>> Begin

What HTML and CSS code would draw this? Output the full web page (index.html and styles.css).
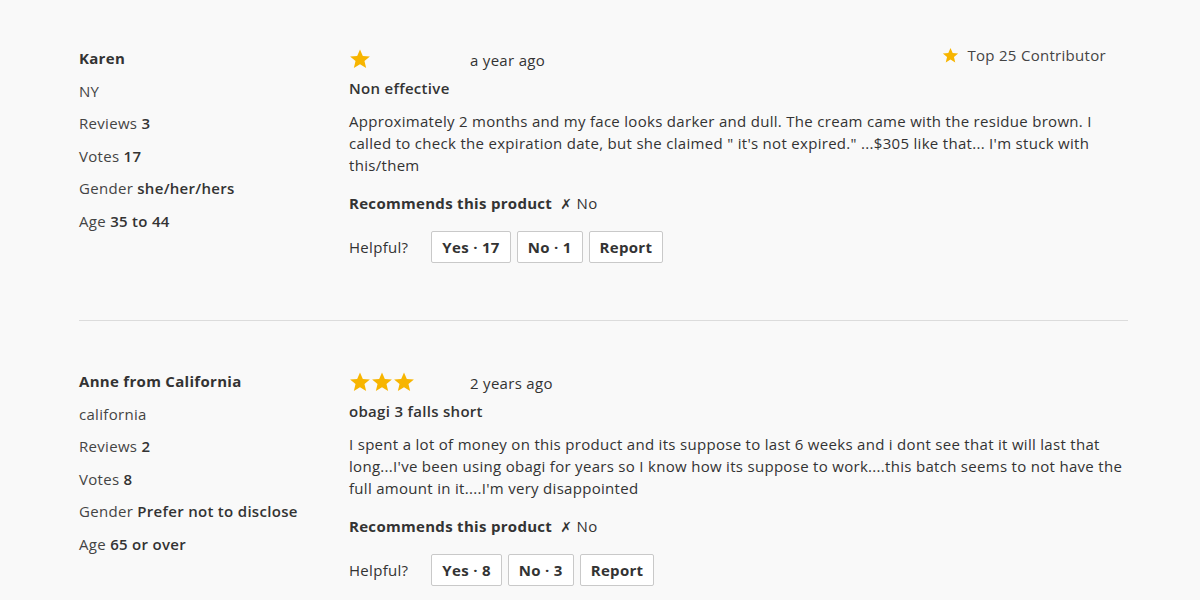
FILE: index.html
```html
<!DOCTYPE html>
<html lang="en">
<head>
<meta charset="utf-8">
<title>Reviews</title>
<link rel="stylesheet" href="styles.css">
</head>
<body>
<div class="list">
  <section class="review">
    <div class="author">
      <div class="name">Karen</div>
      <div class="meta">NY</div>
      <div class="meta">Reviews <b>3</b></div>
      <div class="meta">Votes <b>17</b></div>
      <div class="meta">Gender <b>she/her/hers</b></div>
      <div class="meta">Age <b>35 to 44</b></div>
    </div>
    <div class="body">
      <div class="head">
        <div class="stars">
          <svg class="star" viewBox="0 0 24 24"><path d="M12 1.5l3.1 7.1 7.7.6-5.9 5 1.8 7.6L12 17.8l-6.7 4 1.8-7.6-5.9-5 7.7-.6z"/></svg>
        </div>
        <span class="date">a year ago</span>
        <span class="badge"><svg class="star small" viewBox="0 0 24 24"><path d="M12 1.5l3.1 7.1 7.7.6-5.9 5 1.8 7.6L12 17.8l-6.7 4 1.8-7.6-5.9-5 7.7-.6z"/></svg>Top 25 Contributor</span>
      </div>
      <h3 class="title">Non effective</h3>
      <p class="text">Approximately 2 months and my face looks darker and dull. The cream came with the residue brown. I called to check the expiration date, but she claimed " it's not expired." ...$305 like that... I'm stuck with this/them</p>
      <div class="rec"><b>Recommends this product</b> <span class="x">✗</span> No</div>
      <div class="helpful">
        <span class="label">Helpful?</span>
        <button class="btn">Yes · 17</button>
        <button class="btn">No · 1</button>
        <button class="btn">Report</button>
      </div>
    </div>
  </section>
  <section class="review">
    <div class="author">
      <div class="name">Anne from California</div>
      <div class="meta">california</div>
      <div class="meta">Reviews <b>2</b></div>
      <div class="meta">Votes <b>8</b></div>
      <div class="meta">Gender <b>Prefer not to disclose</b></div>
      <div class="meta">Age <b>65 or over</b></div>
    </div>
    <div class="body">
      <div class="head">
        <div class="stars">
          <svg class="star" viewBox="0 0 24 24"><path d="M12 1.5l3.1 7.1 7.7.6-5.9 5 1.8 7.6L12 17.8l-6.7 4 1.8-7.6-5.9-5 7.7-.6z"/></svg>
          <svg class="star" viewBox="0 0 24 24"><path d="M12 1.5l3.1 7.1 7.7.6-5.9 5 1.8 7.6L12 17.8l-6.7 4 1.8-7.6-5.9-5 7.7-.6z"/></svg>
          <svg class="star" viewBox="0 0 24 24"><path d="M12 1.5l3.1 7.1 7.7.6-5.9 5 1.8 7.6L12 17.8l-6.7 4 1.8-7.6-5.9-5 7.7-.6z"/></svg>
        </div>
        <span class="date">2 years ago</span>
      </div>
      <h3 class="title">obagi 3 falls short</h3>
      <p class="text">I spent a lot of money on this product and its suppose to last 6 weeks and i dont see that it will last that long...I've been using obagi for years so I know how its suppose to work....this batch seems to not have the full amount in it....I'm very disappointed</p>
      <div class="rec"><b>Recommends this product</b> <span class="x">✗</span> No</div>
      <div class="helpful">
        <span class="label">Helpful?</span>
        <button class="btn">Yes · 8</button>
        <button class="btn">No · 3</button>
        <button class="btn">Report</button>
      </div>
    </div>
  </section>
</div>
</body>
</html>
```

FILE: styles.css
```css
* { box-sizing: border-box; }
html, body { margin: 0; padding: 0; }
body {
  background: #f9f9f9;
  color: #333;
  font-family: "Open Sans", "Liberation Sans", sans-serif;
  font-size: 15px;
  letter-spacing: 0.3px;
  line-height: 22px;
}
.list {
  margin-left: 79px;
  width: 1049px;
}
.review {
  display: grid;
  grid-template-columns: 270px 1fr;
  padding: 47px 0 57px;
  border-bottom: 1px solid #dcdcdc;
}
.review + .review {
  padding-top: 49px;
}
.author {
  display: flex;
  flex-direction: column;
  gap: 10.5px;
}
.name { font-weight: 700; color: #333; }
.meta { color: #444; }
.meta b { font-weight: 600; color: #333; }
.head {
  display: flex;
  align-items: center;
  height: 24px;
}
.stars {
  display: flex;
  width: 121px;
}
.star {
  width: 22px;
  height: 22px;
  fill: #f7b500;
}
.star.small {
  width: 17px;
  height: 17px;
  margin-right: 8px;
}
.date { margin-top: 2px; color: #333; }
.badge {
  margin-left: auto;
  margin-right: 22px;
  display: flex;
  align-items: center;
  margin-top: -8px;
  color: #444;
}
.title {
  margin: 6px 0 0;
  font-size: 15px;
  font-weight: 600;
  line-height: 22px;
}
.text {
  margin: 11px 0 0;
  max-width: 780px;
}
.rec {
  margin-top: 16px;
}
.rec b { font-weight: 700; }
.x {
  font-family: "DejaVu Sans", sans-serif;
  margin-left: 4px;
  font-size: 14px;
}
.helpful {
  margin-top: 16px;
  display: flex;
  align-items: center;
  gap: 6px;
}
.label { margin-right: 17px; }
.btn {
  height: 32px;
  padding: 0 10px;
  border: 1px solid #c9c9c9;
  border-radius: 2px;
  background: #fff;
  color: #333;
  font-family: inherit;
  font-size: 15px;
  letter-spacing: 0.3px;
  font-weight: 700;
}
```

>> End

* [Exercise task]:
Copy every line of the listing that contains the word "index".

* [Output for this exercise]:
What HTML and CSS code would draw this? Output the full web page (index.html and styles.css).
FILE: index.html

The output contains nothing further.